The Carlyle Mansions owe their name to a notable figure who lived until his death at number 24 Cheyne Walk, Thomas Carlyle, a 19th century Scottish writer and essayist. The Thomas Carlyle’s House, where Charles Dickens was a regular guest, is open to the public and is worth visiting to get an idea of what these beautiful townhouses looked like.

The British Library
Finally, a must-see destination for literature enthusiasts is the British Library, a true temple of knowledge. On the ground floor, there is an exhibition hall with some priceless treasures. Among literary works, and limiting ourselves to the writers mentioned in this article, stands out the Shakespeare First Folio, the first collection of all his works curated by some friends and colleagues of the Bard immediately after his death. Without this edition, eighteen plays would have been lost, including Macbeth and The Tempest. The prestigious Folio format was reserved for theological and historical works and is used here for the first time for a literary work.
One can also admire manuscripts by Charles Dickens, Oscar Wilde, Ian Fleming, and a notebook with a draft of Mrs Dalloway by Virginia Woolf, with a different ending from the published work.

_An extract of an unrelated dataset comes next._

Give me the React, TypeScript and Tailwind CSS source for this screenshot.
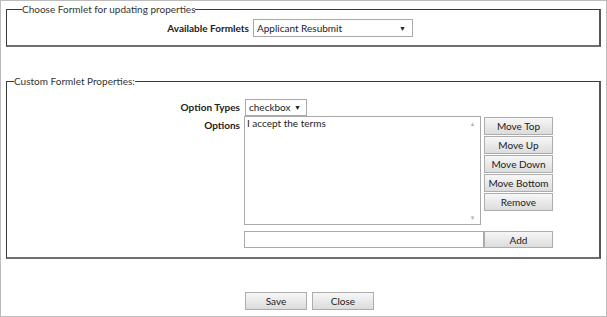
import React from 'react'

const font = { fontFamily: 'Lato, "Open Sans", sans-serif' }

function Btn({ label, w = 'w-[69px]', h = 'h-[18px]' }: { label: string; w?: string; h?: string }) {
  return (
    <button
      className={`${h} ${w} border border-[#adadad] bg-gradient-to-b from-[#f7f7f7] to-[#dcdcdc] text-[10px] leading-none text-[#222]`}
    >
      {label}
    </button>
  )
}

export default function App() {
  return (
    <div
      className="w-[607px] h-[317px] border border-[#bcbcbc] bg-white px-[5px] text-[#222]"
      style={font}
    >
      {/* formlet chooser */}
      <fieldset className="border-t border-l border-[#3a3a3a] border-r-2 border-b-2 border-r-[#555] border-b-[#6e6e6e] pb-[8px]">
        <legend className="ml-[15px] text-[10px] leading-[16px] text-[#333]">
          Choose Formlet for updating properties
        </legend>
        <div className="mt-[2px] flex items-center">
          <div className="w-[246px] pr-[4px] text-right text-[10px] font-bold">Available Formlets</div>
          <div className="flex h-[18px] w-[160px] items-center justify-between border border-[#a9a9a9] pl-[3px] pr-[6px] text-[10px]">
            <span>Applicant Resubmit</span>
            <span className="text-[7px]">▼</span>
          </div>
        </div>
      </fieldset>

      {/* custom properties */}
      <fieldset className="mt-[26px] border-t border-l border-[#3a3a3a] border-r-2 border-b-2 border-r-[#555] border-b-[#6e6e6e] pb-[9px]">
        <legend className="ml-[7px] text-[10px] leading-[16px] text-[#333]">Custom Formlet Properties:</legend>
        <div className="mt-[10px] flex items-center">
          <div className="w-[238px] pr-[5px] text-right text-[10px] font-bold">Option Types</div>
          <div className="flex h-[17px] w-[62px] items-center justify-between border border-[#a9a9a9] pl-[3px] pr-[5px] text-[10px]">
            <span>checkbox</span>
            <span className="text-[7px]">▼</span>
          </div>
        </div>
        <div className="flex">
          <div className="w-[237px] pr-[4px] pt-[2px] text-right text-[10px] font-bold">Options</div>
          <div className="flex h-[109px] w-[237px] border border-[#a9a9a9]">
            <div className="flex-1 pl-[2px] text-[10px] leading-[13px]">I accept the terms</div>
            <div className="flex w-[15px] flex-col items-center justify-between py-[2px] text-[6px] text-[#b5b5b5]">
              <span>▲</span>
              <span>▼</span>
            </div>
          </div>
          <div className="ml-[3px] mt-[1px] flex flex-col gap-[1px]">
            <Btn label="Move Top" />
            <Btn label="Move Up" />
            <Btn label="Move Down" />
            <Btn label="Move Bottom" />
            <Btn label="Remove" />
          </div>
        </div>
        <div className="mt-[6px] flex">
          <div className="w-[237px]" />
          <div className="h-[17px] w-[240px] border border-[#a9a9a9]" />
          <Btn label="Add" h="h-[17px]" />
        </div>
      </fieldset>

      {/* actions */}
      <div className="mt-[33px] flex gap-[5px] pl-[239px]">
        <Btn label="Save" w="w-[62px]" />
        <Btn label="Close" w="w-[62px]" />
      </div>
    </div>
  )
}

The British Library exhibition spans many areas of knowledge. Alongside literature, there are autograph scores by great composers (including Handel, Mozart, and Mahler) up to the Beatles; there are maps, illuminated sacred texts, scientific and historical treatises, anatomical drawings by Michelangelo and Durer, and designs of stage machines by Leonardo da Vinci. There are also legal codes, including two of the four surviving copies of the Magna Carta.